What is UNICODE_FSS?

It is an InterBase codepage (often called UTF-8), which displays double-byte and four-byte UNICODE characters (UCS-2 e UCS-4, respectively) in character strings from 1 to 6 bytes. What is it intended for?

  • It provides transport for UNICODE texts based on regular ASCII text.
  • Data packing. The characters with codes less than 128 are, as usual, represented as one byte

Interconversion of UTF-8 and UCS-2 (UCS-4) files is based on use of the following table:

Table 1 Converting UCS-2 to UTF-8

Bits Hex Min Hex Max UTF-8 Binary Encoding
7 00000000 0000007F 0xxxxxxx
11 00000080 000007FF 110xxxxx 10xxxxxx
16 00000800 0000FFFF 1110xxxx 10xxxxxx 10xxxxxx
21 00010000 001FFFFF 11110xxx 10xxxxxx 10xxxxxx 10xxxxxx
26 00200000 03FFFFFF 111110xx 10xxxxxx 10xxxxxx 10xxxxxx 10xxxxxx
31 04000000 7FFFFFFF 1111110x 10xxxxxx 10xxxxxx 10xxxxxx 10xxxxxx 10xxxxxx

UNICODE (the text format one usually deals with, when programming for Windows) uses double-byte character set (UCS-2). As evident from the table above, 1- 3 bytes would be enough for presentation of the UNICODE characters with a code from 0×0000 to 0xFFFF in UTF-8.

InterBase proceeds from the fact that UNICODE characters within the range [0×0000,0xFFFF] will be stored in UTF-8. Therefore, when specifying size for storing text data with UNICODE_FSS codepage, the number of characters is multiplied by 3 bytes. In addition, all current versions of InterBase, when working with CHAR/VARCHAR data in data presentation, controls number of bytes, not of characters. That is why, for example, one can enter up to 9 single-byte characters to the CHAR(3) column with UNICODE_FSS codepage.

Example

CREATE TABLE TESTUTF(TESTFIELD CHAR(3));
INSERT INTO TESTUTF (TESTFIELD) VALUES('123456789'); -- NO EXCEPTION!

The main disadvantage of working with UTF-8 is the impossibility to detect the number of symbols in a string without viewing it.

That is why, for better performance, it is recommended to recode text data in UTF- 8 format to a codepage with characters of fixed size (such as UCS-2).

Creation of database using UNICODE_FSS

Nothing out of the way, everything is as usual:

CREATE DATABASE ... DEFAULT CHARACTER SET UNICODE_FSS.

Connecting to a database with a UNICODE_FSS codepage

As is well known, when creating a database, one can use one codepage, and when connecting to a database, can use a different codepage can be used. It’s partly true since a server when interacting with a client, tries to recode text data to a coding the client wishes to use.

However, this mechanism has constraints and exceptions, which are described below. That is why we recommend not to experiment with it. When connecting to a database, specify the codepage, which was used during database creation.

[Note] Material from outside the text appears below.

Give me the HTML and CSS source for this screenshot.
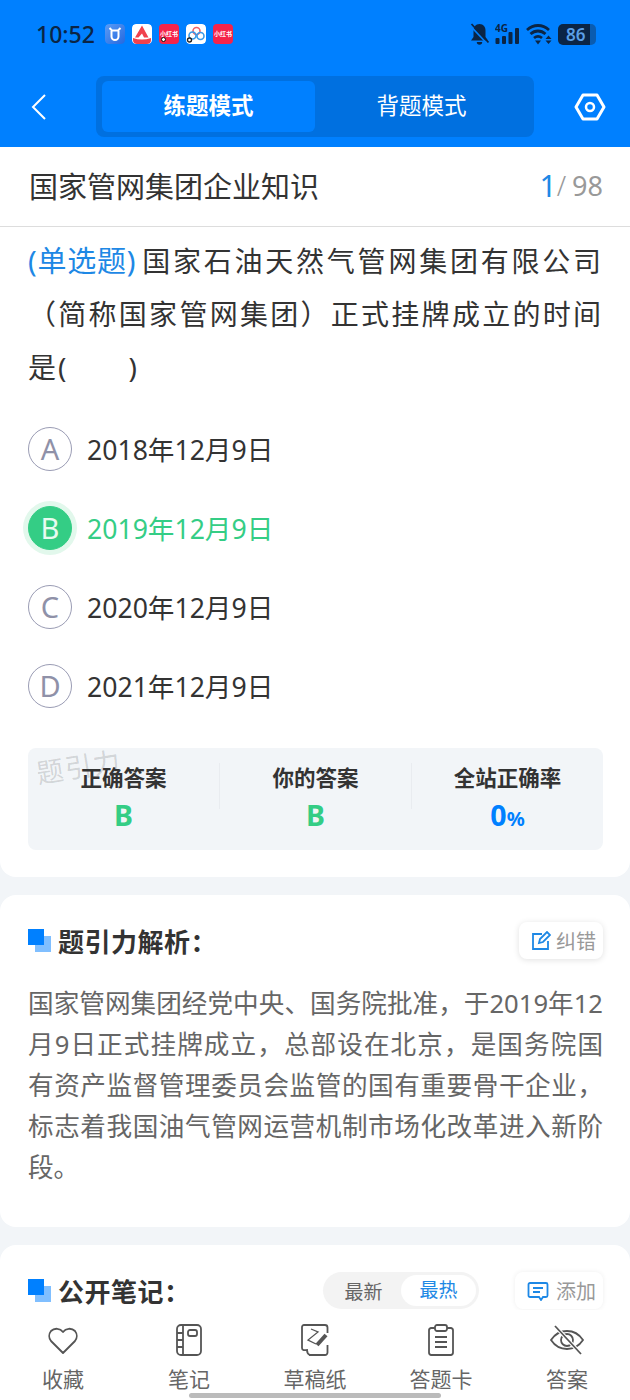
FILE: index.html
```html
<!DOCTYPE html>
<html lang="zh-CN">
<head>
  <meta charset="UTF-8" />
  <title>练题模式</title>
  <link rel="stylesheet" href="styles.css">
</head>
<body>
  <header class="top">
    <div class="status">
      <span class="time">10:52</span>
      <div class="apps">
        <svg class="app" viewBox="0 0 20 20"><defs><linearGradient id="g1" x1="0" y1="0" x2="1" y2="1"><stop offset="0" stop-color="#5a9cf5"/><stop offset="1" stop-color="#2468e0"/></linearGradient></defs><rect width="20" height="20" rx="4" fill="url(#g1)"/><path d="M6.500 7v5.500a3.500 3.500 0 0 0 7 0V7M4.500 4l2.500 2.500h6L15.500 4" fill="none" stroke="#fff" stroke-width="2"/></svg>
        <svg class="app" viewBox="0 0 20 20"><rect width="20" height="20" rx="4" fill="#fff"/><path d="M10 1.500l6.500 12h-4.500l-2-4-3.500 4H3z" fill="#f0414d"/><path d="M1 14c6 2 12 2 18 0v2a4 4 0 0 1-4 4H5a4 4 0 0 1-4-4z" fill="#f0414d"/></svg>
        <span class="app red">小红书<i class="dot"></i></span>
        <svg class="app" viewBox="0 0 20 20"><rect width="20" height="20" rx="4" fill="#fff"/><circle cx="10.500" cy="7" r="3.500" fill="none" stroke="#f0606a" stroke-width="1.600"/><circle cx="6.500" cy="11.500" r="3.500" fill="none" stroke="#3a9ae8" stroke-width="1.600"/><circle cx="14.500" cy="12" r="3.500" fill="none" stroke="#3a9ae8" stroke-width="1.600"/><circle cx="3.500" cy="16" r="2" fill="#fff" stroke="#222" stroke-width="1.400"/></svg>
        <span class="app red">小红书</span>
      </div>
      <div class="sys">
        <svg width="19" height="22" viewBox="0 0 19 22"><path d="M9.500 1C5.500 1 3.500 4 3.500 7.500V14L1 17.500h17L15.500 14V7.500C15.500 4 13.500 1 9.500 1zM6.800 19h5.400a2.700 2.700 0 0 1-5.400 0z" fill="#0b2545"/><path d="M0 2.500l17 18" stroke="#0080ff" stroke-width="1.800"/><path d="M1.500 1l17 18.500" stroke="#0b2545" stroke-width="1.800"/></svg>
        <svg width="25" height="30" viewBox="0 -4 25 30"><text x="0" y="8.500" class="net">4G</text><rect x="0.500" y="15" width="4" height="6" rx="1" fill="#0b2545"/><rect x="7" y="13" width="4" height="8" rx="1" fill="#0b2545"/><rect x="13.500" y="9" width="4" height="12" rx="1" fill="#0b2545"/><rect x="20" y="5" width="4" height="16" rx="1" fill="#0b2545"/></svg>
        <svg width="26" height="22" viewBox="0 0 26 22"><path d="M1 7c6.500-6 15.500-6 22 0M4.500 11c4.500-4 10.500-4 15 0M8 15c2.500-2 5.500-2 8 0" fill="none" stroke="#0b2545" stroke-width="2.800"/><path d="M9 17.500h6L12 21.500z" fill="#0b2545"/><path d="M19.500 16l3-3.500 3 3.500zM19.500 17.500h6l-3 3.500z" fill="#0b2545"/></svg>
        <span class="batt">86</span>
      </div>
    </div>
    <nav class="bar">
      <svg class="back" width="16" height="28" viewBox="0 0 16 28"><path d="M14 2L2 14l12 12" fill="none" stroke="#fff" stroke-width="2"/></svg>
      <div class="seg">
        <span class="seg-item on">练题模式</span>
        <span class="seg-item">背题模式</span>
      </div>
      <svg class="gear" width="32" height="28" viewBox="0 0 32 28"><path d="M9 2h14l7 12-7 12H9L2 14z" fill="none" stroke="#fff" stroke-width="3" stroke-linejoin="round"/><circle cx="16" cy="14" r="4" fill="none" stroke="#fff" stroke-width="2.500"/></svg>
    </nav>
  </header>

  <main>
    <section class="card first">
      <div class="title-row">
        <h2>国家管网集团企业知识</h2>
        <div class="count"><b>1</b><i>/</i>98</div>
      </div>
      <div class="q-body">
        <p class="question"><span class="tag">(单选题)</span>国家石油天然气管网集团有限公司（简称国家管网集团）正式挂牌成立的时间是(　　)</p>
        <ul class="opts">
          <li class="opt"><span class="letter">A</span>2018年12月9日</li>
          <li class="opt right"><span class="letter">B</span>2019年12月9日</li>
          <li class="opt"><span class="letter">C</span>2020年12月9日</li>
          <li class="opt"><span class="letter">D</span>2021年12月9日</li>
        </ul>
        <div class="stats">
          <span class="mark">题引力</span>
          <div class="stat"><div class="stat-k">正确答案</div><div class="stat-v green">B</div></div>
          <div class="stat"><div class="stat-k">你的答案</div><div class="stat-v green">B</div></div>
          <div class="stat"><div class="stat-k">全站正确率</div><div class="stat-v blue">0<small>%</small></div></div>
        </div>
      </div>
    </section>

    <section class="card">
      <div class="sec-head">
        <i class="sq"></i>
        <h3>题引力解析：</h3>
        <span class="chip">
          <svg width="20" height="20" viewBox="0 0 20 20"><path d="M17 10v8H2V3h9" fill="none" stroke="#1e88e5" stroke-width="1.800"/><path d="M8 12l1-4 7-7 3 3-7 7z" fill="none" stroke="#1e88e5" stroke-width="1.800"/></svg>
          纠错
        </span>
      </div>
      <p class="explain">国家管网集团经党中央、国务院批准，于2019年12月9日正式挂牌成立，总部设在北京，是国务院国有资产监督管理委员会监管的国有重要骨干企业，标志着我国油气管网运营机制市场化改革进入新阶段。</p>
    </section>

    <section class="card">
      <div class="sec-head">
        <i class="sq"></i>
        <h3>公开笔记：</h3>
        <div class="sort"><span>最新</span><span class="sort-on">最热</span></div>
        <span class="chip add">
          <svg width="22" height="20" viewBox="0 0 22 20"><path d="M3 2h16a1.500 1.500 0 0 1 1.500 1.500v11a1.500 1.500 0 0 1-1.500 1.500h-3l-2 3-2-3H3a1.500 1.500 0 0 1-1.500-1.500v-11A1.500 1.500 0 0 1 3 2z" fill="none" stroke="#1e88e5" stroke-width="1.800"/><path d="M6 7h10M6 11h7" stroke="#1e88e5" stroke-width="1.800"/></svg>
          添加
        </span>
      </div>
    </section>
  </main>

  <footer class="tabs">
    <div class="tab">
      <svg width="32" height="32" viewBox="0 0 32 32"><path d="M16 29L4 17a8 8 0 0 1 0-10 8 8 0 0 1 12 1 8 8 0 0 1 12-1 8 8 0 0 1 0 10z" fill="none" stroke="#555" stroke-width="1.800" stroke-linejoin="round"/></svg>
      <span>收藏</span>
    </div>
    <div class="tab">
      <svg width="28" height="32" viewBox="0 0 28 32"><rect x="2" y="1" width="24" height="30" rx="4" fill="none" stroke="#555" stroke-width="1.800"/><path d="M8 1v30M2 9h6M2 16h6M2 23h6" fill="none" stroke="#555" stroke-width="1.800"/><rect x="13" y="6" width="9" height="6" rx="2" fill="none" stroke="#555" stroke-width="1.800"/></svg>
      <span>笔记</span>
    </div>
    <div class="tab">
      <svg width="30" height="32" viewBox="0 0 30 32"><path d="M9 31h16a2.500 2.500 0 0 0 2.500-2.500V21M27.500 9V3.500A2.500 2.500 0 0 0 25 1H4a2 2 0 0 0-2 2v21" fill="none" stroke="#555" stroke-width="1.800"/><path d="M2 24c0 3 4 2 5 2 0 2 0 4 3 5" fill="none" stroke="#555" stroke-width="1.800"/><path d="M11 5l7 3-10 8 8 4" fill="none" stroke="#555" stroke-width="1.300"/><path d="M17 21l9-10" stroke="#555" stroke-width="4"/></svg>
      <span>草稿纸</span>
    </div>
    <div class="tab">
      <svg width="28" height="32" viewBox="0 0 28 32"><path d="M8 4H4a2.500 2.500 0 0 0-2 2.500v22A2.500 2.500 0 0 0 4 31h20a2.500 2.500 0 0 0 2-2.500v-22A2.500 2.500 0 0 0 24 4h-4" fill="none" stroke="#555" stroke-width="1.800"/><rect x="8" y="1" width="12" height="6" rx="2" fill="none" stroke="#555" stroke-width="1.800"/><path d="M8 13h12M8 18h12M8 23h12" stroke="#555" stroke-width="1.800"/></svg>
      <span>答题卡</span>
    </div>
    <div class="tab">
      <svg width="36" height="32" viewBox="0 0 36 32"><path d="M2 16c8-12 24-12 32 0-8 12-24 12-32 0z" fill="none" stroke="#555" stroke-width="1.800"/><circle cx="18" cy="16" r="6" fill="none" stroke="#555" stroke-width="1.800"/><path d="M6 2l26 28" stroke="#fff" stroke-width="4"/><path d="M6 2l26 28" stroke="#555" stroke-width="1.800"/></svg>
      <span>答案</span>
    </div>
    <i class="home-bar"></i>
  </footer>
</body>
</html>
```

FILE: styles.css
```css
* { box-sizing:border-box; }
html, body { height:1400px; overflow:hidden; }
body { margin:0; background:#f2f5f8; color:#333; font-family:"Noto Sans","Noto Sans CJK SC",sans-serif; position:relative; }
h2, h3, p, ul { margin:0; padding:0; }
ul { list-style:none; }

.top { background:#0080ff; height:147px; }
.status { height:68px; display:flex; align-items:center; padding:0 34px 0 36px; }
.time { font-size:23px; font-weight:500; color:#0b2545; width:69px; }
.apps { display:flex; gap:7px; }
.app { width:20px; height:20px; border-radius:4px; display:block; }
.red { background:#f5244a; color:#fff; font-size:6px; line-height:20px; text-align:center; white-space:nowrap; overflow:hidden; position:relative; font-weight:700; }
.dot { position:absolute; left:2px; bottom:2px; width:5px; height:5px; border-radius:50%; background:#fff; border:1.500px solid #111; }
.sys { margin-left:auto; display:flex; align-items:center; gap:6px; }
.net { font-size:10px; font-weight:700; fill:#0b2545; }
.batt { width:38px; height:21px; background:linear-gradient(90deg,#0b2545 84%,#0a5cb0 84%); border-radius:5px; color:#5b9fe6; font-size:17px; font-weight:600; line-height:21px; padding-left:8px; }

.bar { height:79px; display:flex; align-items:flex-start; padding:8px 24px 0 31px; }
.back { margin-top:17px; }
.seg { margin-left:49px; width:438px; height:61px; background:#0070e0; border-radius:8px; padding:5px 6px; display:flex; }
.seg-item { flex:1; display:flex; align-items:center; justify-content:center; color:#fff; font-size:22.500px; border-radius:6px; padding-bottom:4px; }
.seg-item.on { background:#0080ff; font-weight:700; }
.gear { margin:17px 0 0 auto; }

.card { background:#fff; border-radius:16px; padding:0 27px 0 28px; margin-bottom:18px; }
.first { border-radius:0 0 16px 16px; padding:0; height:730px; }
.title-row { height:80px; border-bottom:1px solid #ddd; display:flex; align-items:center; justify-content:space-between; padding:0 27px 3px 29px; }
.title-row h2 { font-size:29px; font-weight:400; }
.count { color:#999; font-size:27px; display:flex; align-items:center; }
.count b { color:#1e88e5; font-size:30px; font-weight:400; }
.count i { font-style:normal; font-weight:300; margin-right:6px; }
.q-body { padding:7px 27px 0 28px; }
.question { font-size:28px; line-height:53px; letter-spacing:2px; height:163px; text-align:justify; }
.tag { color:#1e88e5; letter-spacing:0; font-size:29px; margin-right:6px; }
.opts { margin-top:12px; }
.opt { height:79px; display:flex; align-items:center; gap:15px; font-size:26.600px; }
.letter { width:44px; height:44px; flex:none; border-radius:50%; border:1.500px solid #9a9cb4; color:#8f91a8; font-size:29px; display:flex; align-items:center; justify-content:center; }
.right { color:#34cd85; }
.right .letter { background:#34cd85; border-color:#34cd85; color:#e8fbf0; box-shadow:0 0 0 5px #e2f8ec; }
.stats { position:relative; margin-top:23px; height:102px; background:#f2f5f8; border-radius:8px; display:flex; padding-top:15px; }
.mark { position:absolute; left:8px; top:-2px; font-size:27px; color:rgba(0,0,0,.15); transform:rotate(-9deg); letter-spacing:1.500px; }
.stat { flex:1; text-align:center; border-right:1px solid #e9ecf0; height:46px; position:relative; }
.stat:last-child { border-right:0; }
.stat-k { font-size:21.500px; font-weight:700; line-height:30px; height:30px; }
.stat-v { font-size:28.500px; font-weight:700; line-height:40px; margin-top:2px; }
.stat-v small { font-size:20px; }
.green { color:#34cd85; }
.blue { color:#0080ff; }

.sec-head { height:88px; display:flex; align-items:center; padding-top:3px; }
.sq { width:23px; height:23px; position:relative; display:block; margin-right:7px; }
.sq::before { content:""; position:absolute; right:0; bottom:0; width:16px; height:16px; background:#80bfff; }
.sq::after { content:""; position:absolute; left:0; top:0; width:16px; height:16px; background:#0080ff; }
.sec-head h3 { font-size:26px; font-weight:700; letter-spacing:.5px; }
.chip { margin-left:auto; height:37px; width:84px; border-radius:8px; background:#fff; box-shadow:0 1px 6px rgba(0,0,0,.12); color:#999; font-size:20px; display:flex; align-items:center; padding-left:12px; gap:5px; }
.sort { margin-left:auto; width:156px; height:37px; border-radius:19px; background:#f3f3f3; display:flex; align-items:center; padding:3px; font-size:19px; color:#666; }
.sort span { flex:1; text-align:center; }
.sort .sort-on { background:#fff; color:#1e88e5; border-radius:16px; line-height:31px; }
.add { margin-left:36px; width:88px; gap:7px; box-shadow:0 0 5px rgba(0,0,0,.07); }
.explain { font-size:25.600px; line-height:41px; color:#666; padding-bottom:39px; text-align:justify; }

.tabs { position:absolute; left:0; right:0; bottom:0; height:90px; background:#fff; display:grid; grid-template-columns:repeat(5,126px); padding-top:14px; }
.tab { display:flex; flex-direction:column; align-items:center; color:#666; font-size:21px; }
.tab svg { height:32px; }
.tab span { margin-top:8px; line-height:30px; }
.home-bar { position:absolute; left:189px; bottom:2px; width:252px; height:5px; border-radius:3px; background:#bbb; }
```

In our case, it is UNICODE_FSS. This means that we want to get text data in UTF-8 format from the database, and the text will pass the text in the same format.

Working with database

Exchange with server uses the following data categories:

  • General text fields with CHAR and VARCHAR types
  • BLOB text fields
  • Arrays
  • SQL query text.

Text fields

When reading text fields, the server requires providing a buffer: (max character size)*(number of characters). This is the value, which will be put in XSQLVAR.sqllen after data access query text is prepared. A user does not have to worry about calculation of size needed for text field data in the clipboard. We recommend using the value specified in the definition of the field. However, do not forget that, for the VARCHAR columns (SQL_VARYING type), one should add 2 bytes to the specified value, in order to reserve some space for column length indicator. The returned value will be expressed in bytes.

TIP: By the way, one of the undocumented features of InterBase is that for text fields in XSQLVAR.subtype the number of the field codepage is specified in the lower byte, while the collate number is specified in the upper byte.

When recording text fields, you convert a text to UTF-8, and then handle it as an ordinary record.

Buffer size and line length parameters are expressed in bytes.

If the field codepage differs from the codepage of connection to database, then the server performs conversion of incoming and outgoing data.

However, for all that, buffer size will be computed according to the column codepage. Thus, if the codepage of the win1252 field and UNICODE_FSS connection is used, and no other additional operations are launched, then you will probably receive the “Cannot transliterate characters between character sets” error message.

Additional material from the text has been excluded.